▸ What needs to be done
Copy all of the material exactly. Pictures are not to appear in the copy.

======

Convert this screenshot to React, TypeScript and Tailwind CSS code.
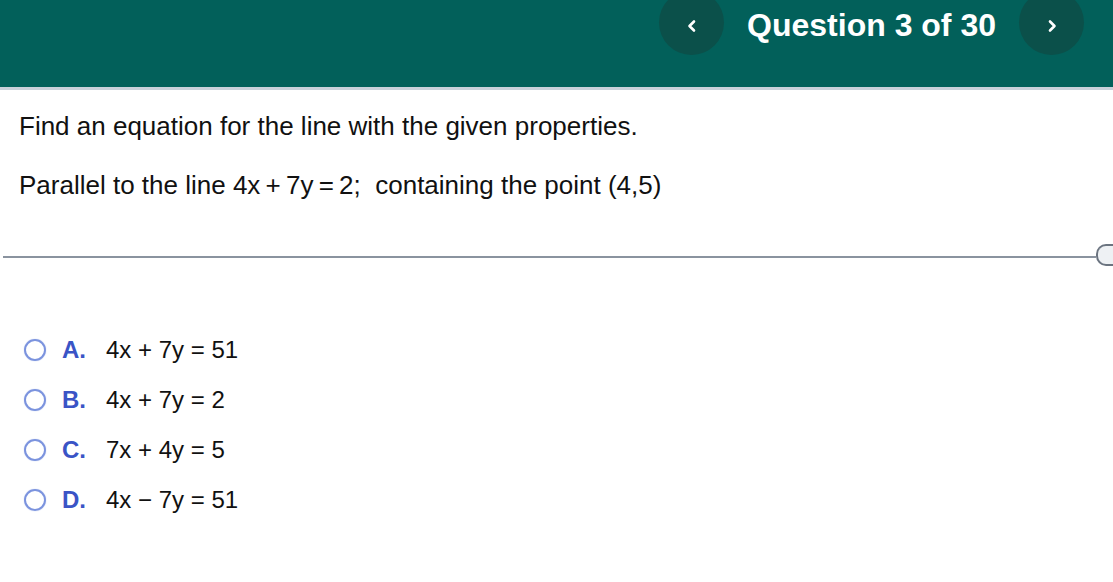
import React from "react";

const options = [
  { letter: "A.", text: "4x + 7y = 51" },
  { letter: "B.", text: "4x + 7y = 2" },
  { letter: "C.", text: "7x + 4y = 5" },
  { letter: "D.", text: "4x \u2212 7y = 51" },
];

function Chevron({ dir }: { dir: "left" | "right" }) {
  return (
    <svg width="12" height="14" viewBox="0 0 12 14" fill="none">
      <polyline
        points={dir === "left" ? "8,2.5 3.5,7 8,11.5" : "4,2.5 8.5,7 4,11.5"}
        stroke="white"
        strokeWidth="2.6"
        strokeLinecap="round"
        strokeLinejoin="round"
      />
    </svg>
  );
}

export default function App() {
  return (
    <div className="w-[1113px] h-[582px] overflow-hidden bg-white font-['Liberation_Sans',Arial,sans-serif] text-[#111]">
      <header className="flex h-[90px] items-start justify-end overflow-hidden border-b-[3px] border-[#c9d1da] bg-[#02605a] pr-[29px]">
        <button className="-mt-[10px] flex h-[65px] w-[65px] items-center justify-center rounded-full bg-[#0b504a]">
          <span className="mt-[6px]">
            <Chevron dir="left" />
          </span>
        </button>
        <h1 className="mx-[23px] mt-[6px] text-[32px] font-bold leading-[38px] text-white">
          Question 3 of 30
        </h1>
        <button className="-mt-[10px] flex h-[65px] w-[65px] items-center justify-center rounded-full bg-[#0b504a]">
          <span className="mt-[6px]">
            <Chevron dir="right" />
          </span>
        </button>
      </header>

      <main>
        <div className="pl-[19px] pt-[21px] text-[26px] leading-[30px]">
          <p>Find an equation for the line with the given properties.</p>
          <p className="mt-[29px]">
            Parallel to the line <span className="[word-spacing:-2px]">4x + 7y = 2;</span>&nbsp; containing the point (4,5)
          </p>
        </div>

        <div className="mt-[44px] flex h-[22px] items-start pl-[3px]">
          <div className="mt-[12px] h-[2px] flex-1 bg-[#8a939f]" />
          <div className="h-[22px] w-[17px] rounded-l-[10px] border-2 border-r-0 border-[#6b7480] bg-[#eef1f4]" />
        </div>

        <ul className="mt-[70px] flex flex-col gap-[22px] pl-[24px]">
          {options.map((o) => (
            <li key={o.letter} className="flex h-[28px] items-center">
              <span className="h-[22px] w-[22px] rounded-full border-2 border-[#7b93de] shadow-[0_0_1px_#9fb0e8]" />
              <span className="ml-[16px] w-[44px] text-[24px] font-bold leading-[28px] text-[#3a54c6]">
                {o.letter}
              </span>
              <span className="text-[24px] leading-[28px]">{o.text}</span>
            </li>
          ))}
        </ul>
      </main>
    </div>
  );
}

======

▸ The answer
Convert this screenshot to React, TypeScript and Tailwind CSS code.
import React from "react";

const options = [
  { letter: "A.", text: "4x + 7y = 51" },
  { letter: "B.", text: "4x + 7y = 2" },
  { letter: "C.", text: "7x + 4y = 5" },
  { letter: "D.", text: "4x \u2212 7y = 51" },
];

function Chevron({ dir }: { dir: "left" | "right" }) {
  return (
    <svg width="12" height="14" viewBox="0 0 12 14" fill="none">
      <polyline
        points={dir === "left" ? "8,2.5 3.5,7 8,11.5" : "4,2.5 8.5,7 4,11.5"}
        stroke="white"
        strokeWidth="2.6"
        strokeLinecap="round"
        strokeLinejoin="round"
      />
    </svg>
  );
}

export default function App() {
  return (
    <div className="w-[1113px] h-[582px] overflow-hidden bg-white font-['Liberation_Sans',Arial,sans-serif] text-[#111]">
      <header className="flex h-[90px] items-start justify-end overflow-hidden border-b-[3px] border-[#c9d1da] bg-[#02605a] pr-[29px]">
        <button className="-mt-[10px] flex h-[65px] w-[65px] items-center justify-center rounded-full bg-[#0b504a]">
          <span className="mt-[6px]">
            <Chevron dir="left" />
          </span>
        </button>
        <h1 className="mx-[23px] mt-[6px] text-[32px] font-bold leading-[38px] text-white">
          Question 3 of 30
        </h1>
        <button className="-mt-[10px] flex h-[65px] w-[65px] items-center justify-center rounded-full bg-[#0b504a]">
          <span className="mt-[6px]">
            <Chevron dir="right" />
          </span>
        </button>
      </header>

      <main>
        <div className="pl-[19px] pt-[21px] text-[26px] leading-[30px]">
          <p>Find an equation for the line with the given properties.</p>
          <p className="mt-[29px]">
            Parallel to the line <span className="[word-spacing:-2px]">4x + 7y = 2;</span>&nbsp; containing the point (4,5)
          </p>
        </div>

        <div className="mt-[44px] flex h-[22px] items-start pl-[3px]">
          <div className="mt-[12px] h-[2px] flex-1 bg-[#8a939f]" />
          <div className="h-[22px] w-[17px] rounded-l-[10px] border-2 border-r-0 border-[#6b7480] bg-[#eef1f4]" />
        </div>

        <ul className="mt-[70px] flex flex-col gap-[22px] pl-[24px]">
          {options.map((o) => (
            <li key={o.letter} className="flex h-[28px] items-center">
              <span className="h-[22px] w-[22px] rounded-full border-2 border-[#7b93de] shadow-[0_0_1px_#9fb0e8]" />
              <span className="ml-[16px] w-[44px] text-[24px] font-bold leading-[28px] text-[#3a54c6]">
                {o.letter}
              </span>
              <span className="text-[24px] leading-[28px]">{o.text}</span>
            </li>
          ))}
        </ul>
      </main>
    </div>
  );
}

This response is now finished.